Thursday, November 19, 2009

Death comes and goes. I have known that my entire life. But its hard to accept it when it happens to someone you know, or even someone thats dear and close to your heart. I keep thinking that it's not possible, that it couldn't have happened. I mean i just spoke with you a few hours before you left. And i was awaiting to hear taht you had arrived safely. I keep thinking that maybe if I had told you to stay behind, if only i spoke a few words and convinced you not to leave, that everything would be fine now. I know that that definitely isnt true but i want to reason. I want to reason with anyone that will listen. I didn't believe her when she called. I thought someone was being cruel. How is it possible to lose you in such a short span of time. And then i keep thinking that you kept saying something was wrong, but you couldnt tell what it was. Do we all get signs like taht? but your not here, for me to ask. I am beyond devastated, because we had plans- plans for the near future. And then your gone just like that. i haven't gotten an ounce of sleep since I found out. I'm literally shaking with a cold that has overcome me; and i can't seem to find the warmth within me. It's not coming- I don't know if it ever will. All night i kept thinking my god? why? why? why? why did this happen to me? but then  istarted thinking what about your mom and your dear sister? what are they going through at the moment. for your mom to have lost her only son, for them to not have seen you for 2 weeks, for your sister to think it was her idea. this one is gonna be a hard one for any of us to grab. i keep blaming the people on the plane- like wouldnt someone be able to tell there is something wrong with you? that something was up? and the only thing i can think of is that you died peacefully. or else they wouldve seen the struggle in you. i dont know if that s a good sign, but i have been praying for you. im in a sort of haze- all that's coming out of my mouth is praying to god to forgive you your sins, to make your grave wide, to let you rest in peace, to take you to paradise.

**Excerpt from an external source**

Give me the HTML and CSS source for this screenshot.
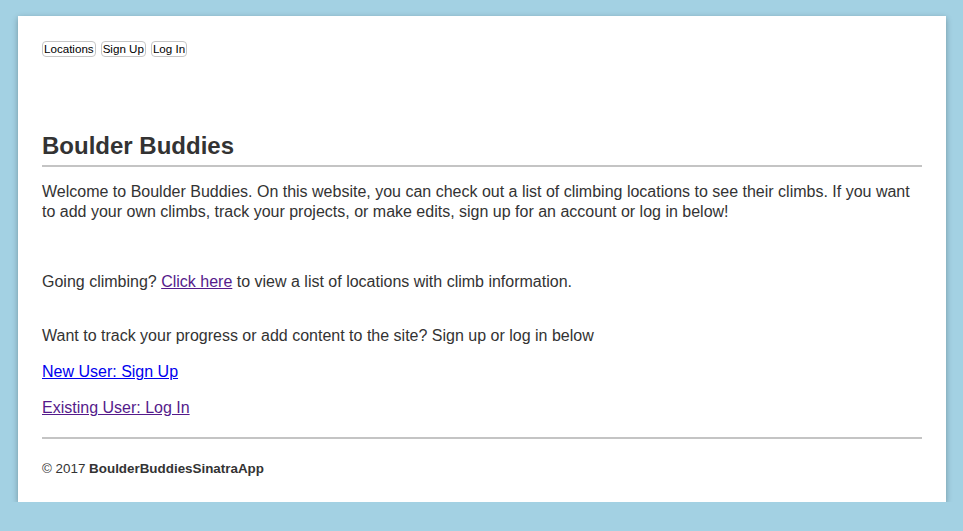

Faisal, i can't tell you how much you meant to me. And even if you were still here- I still wouldn't have known were to start. You were too kind and generous. I literally haven't met anyone like you. I guess the only regret I have is not saying enough to you. Not taking your advice when I should've; not telling you how things were and how much you meant to me. Inshallah one day soon we will meet again in Janat. And i will continue to keep praying that Allah forgives you, and gives you paradise. Goodbye dear friend.